(Dataset entries):
══════════════════════════════
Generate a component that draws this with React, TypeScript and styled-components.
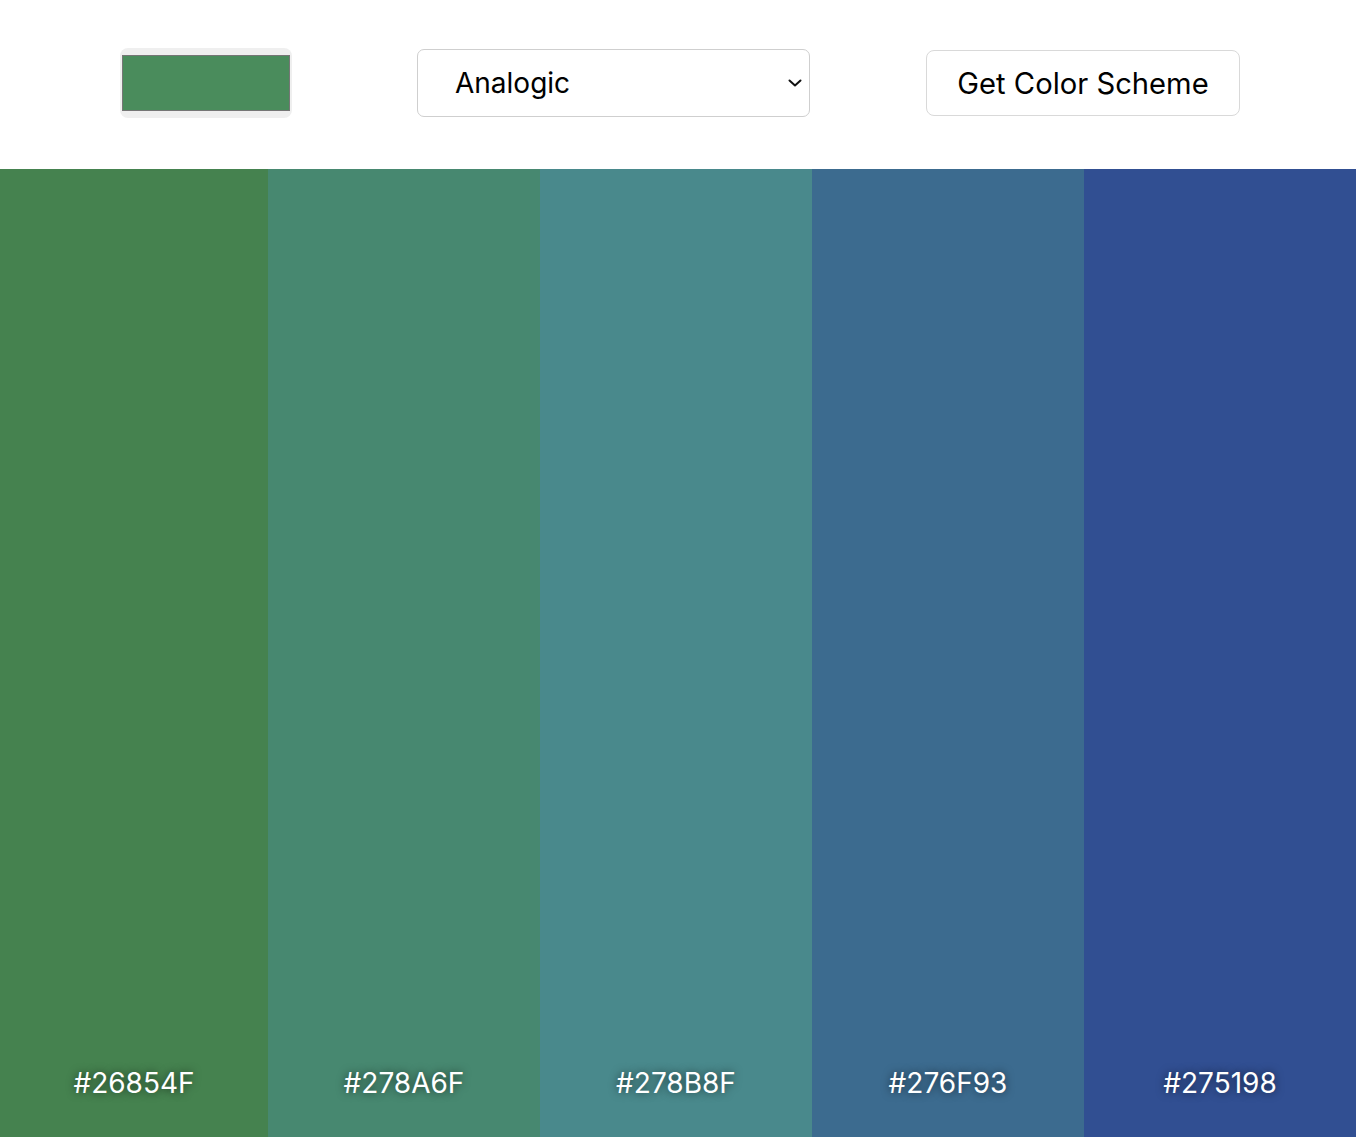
import React, { useState } from "react";
import styled, { createGlobalStyle } from "styled-components";

const Global = createGlobalStyle`
  html, body { margin: 0; padding: 0; }
  body { font-family: Inter, "Noto Sans", sans-serif; background: #fff; }
`;

const Page = styled.div`
  display: flex;
  flex-direction: column;
  height: 1137px;
`;

const Toolbar = styled.header`
  height: 169px;
  flex: none;
  display: flex;
  align-items: center;
  box-sizing: border-box;
  padding: 0 0 3px 120px;
`;

const ColorPicker = styled.input`
  width: 172px;
  height: 70px;
  box-sizing: border-box;
  margin: 0 125px 0 0;
  padding: 7px 2px;
  border: none;
  border-radius: 8px;
  background: #efefef;
  cursor: pointer;
  &::-webkit-color-swatch-wrapper { padding: 0; }
  &::-webkit-color-swatch { border: 1px solid #767676; border-radius: 0; }
`;

const SelectWrap = styled.div`
  position: relative;
  width: 393px;
  height: 68px;
  margin-right: 116px;
`;

const Select = styled.select`
  appearance: none;
  -webkit-appearance: none;
  width: 100%;
  height: 100%;
  box-sizing: border-box;
  margin: 0;
  padding: 0 40px 0 37px;
  border: 1px solid #cfcfcf;
  border-radius: 7px;
  background: #fff;
  font-family: Inter, "Noto Sans", sans-serif;
  font-size: 28px;
  color: #000;
  cursor: pointer;
`;

const Chevron = styled.svg`
  position: absolute;
  right: 8px;
  top: 50%;
  width: 14px;
  height: 8px;
  margin-top: -4px;
  pointer-events: none;
`;

const Button = styled.button`
  width: 314px;
  height: 66px;
  box-sizing: border-box;
  margin: 0;
  border: 1px solid #d9d9d9;
  border-radius: 8px;
  background: #fff;
  font-family: Inter, "Noto Sans", sans-serif;
  font-size: 29.2px;
  color: #000;
  cursor: pointer;
`;

const Palette = styled.main`
  flex: 1;
  display: grid;
  grid-template-columns: 268px repeat(4, 1fr);
`;

const Swatch = styled.div<{ $bg: string }>`
  background: ${(p) => p.$bg};
  display: flex;
  flex-direction: column;
  justify-content: flex-end;
  align-items: center;
  padding-bottom: 37px;
`;

const HexLabel = styled.span`
  color: #fff;
  font-size: 28px;
  font-weight: 400;
  text-shadow: 0 0 8px rgba(0, 0, 0, 0.6);
`;

const colors = [
  { hex: "#26854F", shown: "#45824f" },
  { hex: "#278A6F", shown: "#478870" },
  { hex: "#278B8F", shown: "#49898c" },
  { hex: "#276F93", shown: "#3c6b8f" },
  { hex: "#275198", shown: "#314f92" },
];

export default function App() {
  const [seed, setSeed] = useState("#4a8c5c");
  const [mode, setMode] = useState("analogic");
  return (
    <Page>
      <Global />
      <Toolbar>
        <ColorPicker type="color" value={seed} onChange={(e) => setSeed(e.target.value)} />
        <SelectWrap>
          <Select value={mode} onChange={(e) => setMode(e.target.value)}>
            <option value="monochrome">Monochrome</option>
            <option value="monochrome-dark">Monochrome Dark</option>
            <option value="monochrome-light">Monochrome Light</option>
            <option value="analogic">Analogic</option>
            <option value="complement">Complement</option>
            <option value="analogic-complement">Analogic Complement</option>
            <option value="triad">Triad</option>
          </Select>
          <Chevron viewBox="0 0 14 8" fill="none">
            <path d="M1.5 1.5 L7 6.5 L12.5 1.5" stroke="#111" strokeWidth="2" strokeLinecap="round" strokeLinejoin="round" />
          </Chevron>
        </SelectWrap>
        <Button type="button">Get Color Scheme</Button>
      </Toolbar>
      <Palette>
        {colors.map((c) => (
          <Swatch key={c.hex} $bg={c.shown}>
            <HexLabel>{c.hex}</HexLabel>
          </Swatch>
        ))}
      </Palette>
    </Page>
  );
}
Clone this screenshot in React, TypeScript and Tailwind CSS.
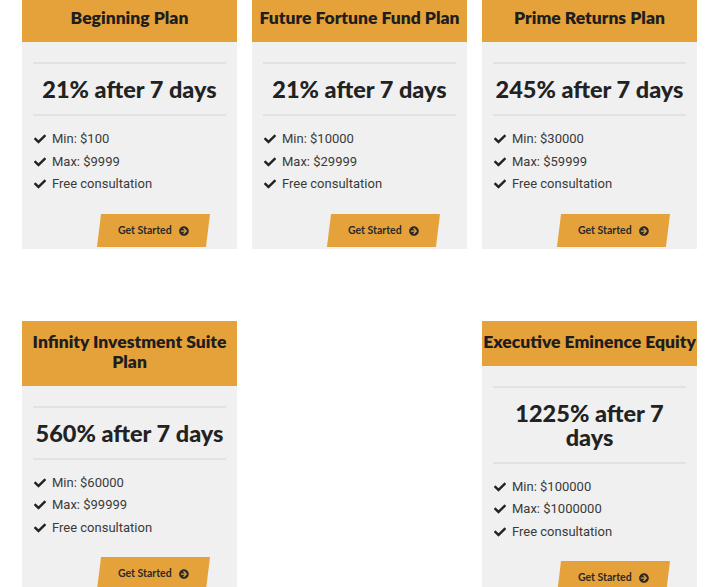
══════════════════════════════
(Description of the task):
Print every entry exactly as written, without the pictures.

(Task solution):
Generate a component that draws this with React, TypeScript and styled-components.
import React, { useState } from "react";
import styled, { createGlobalStyle } from "styled-components";

const Global = createGlobalStyle`
  html, body { margin: 0; padding: 0; }
  body { font-family: Inter, "Noto Sans", sans-serif; background: #fff; }
`;

const Page = styled.div`
  display: flex;
  flex-direction: column;
  height: 1137px;
`;

const Toolbar = styled.header`
  height: 169px;
  flex: none;
  display: flex;
  align-items: center;
  box-sizing: border-box;
  padding: 0 0 3px 120px;
`;

const ColorPicker = styled.input`
  width: 172px;
  height: 70px;
  box-sizing: border-box;
  margin: 0 125px 0 0;
  padding: 7px 2px;
  border: none;
  border-radius: 8px;
  background: #efefef;
  cursor: pointer;
  &::-webkit-color-swatch-wrapper { padding: 0; }
  &::-webkit-color-swatch { border: 1px solid #767676; border-radius: 0; }
`;

const SelectWrap = styled.div`
  position: relative;
  width: 393px;
  height: 68px;
  margin-right: 116px;
`;

const Select = styled.select`
  appearance: none;
  -webkit-appearance: none;
  width: 100%;
  height: 100%;
  box-sizing: border-box;
  margin: 0;
  padding: 0 40px 0 37px;
  border: 1px solid #cfcfcf;
  border-radius: 7px;
  background: #fff;
  font-family: Inter, "Noto Sans", sans-serif;
  font-size: 28px;
  color: #000;
  cursor: pointer;
`;

const Chevron = styled.svg`
  position: absolute;
  right: 8px;
  top: 50%;
  width: 14px;
  height: 8px;
  margin-top: -4px;
  pointer-events: none;
`;

const Button = styled.button`
  width: 314px;
  height: 66px;
  box-sizing: border-box;
  margin: 0;
  border: 1px solid #d9d9d9;
  border-radius: 8px;
  background: #fff;
  font-family: Inter, "Noto Sans", sans-serif;
  font-size: 29.2px;
  color: #000;
  cursor: pointer;
`;

const Palette = styled.main`
  flex: 1;
  display: grid;
  grid-template-columns: 268px repeat(4, 1fr);
`;

const Swatch = styled.div<{ $bg: string }>`
  background: ${(p) => p.$bg};
  display: flex;
  flex-direction: column;
  justify-content: flex-end;
  align-items: center;
  padding-bottom: 37px;
`;

const HexLabel = styled.span`
  color: #fff;
  font-size: 28px;
  font-weight: 400;
  text-shadow: 0 0 8px rgba(0, 0, 0, 0.6);
`;

const colors = [
  { hex: "#26854F", shown: "#45824f" },
  { hex: "#278A6F", shown: "#478870" },
  { hex: "#278B8F", shown: "#49898c" },
  { hex: "#276F93", shown: "#3c6b8f" },
  { hex: "#275198", shown: "#314f92" },
];

export default function App() {
  const [seed, setSeed] = useState("#4a8c5c");
  const [mode, setMode] = useState("analogic");
  return (
    <Page>
      <Global />
      <Toolbar>
        <ColorPicker type="color" value={seed} onChange={(e) => setSeed(e.target.value)} />
        <SelectWrap>
          <Select value={mode} onChange={(e) => setMode(e.target.value)}>
            <option value="monochrome">Monochrome</option>
            <option value="monochrome-dark">Monochrome Dark</option>
            <option value="monochrome-light">Monochrome Light</option>
            <option value="analogic">Analogic</option>
            <option value="complement">Complement</option>
            <option value="analogic-complement">Analogic Complement</option>
            <option value="triad">Triad</option>
          </Select>
          <Chevron viewBox="0 0 14 8" fill="none">
            <path d="M1.5 1.5 L7 6.5 L12.5 1.5" stroke="#111" strokeWidth="2" strokeLinecap="round" strokeLinejoin="round" />
          </Chevron>
        </SelectWrap>
        <Button type="button">Get Color Scheme</Button>
      </Toolbar>
      <Palette>
        {colors.map((c) => (
          <Swatch key={c.hex} $bg={c.shown}>
            <HexLabel>{c.hex}</HexLabel>
          </Swatch>
        ))}
      </Palette>
    </Page>
  );
}
Clone this screenshot in React, TypeScript and Tailwind CSS.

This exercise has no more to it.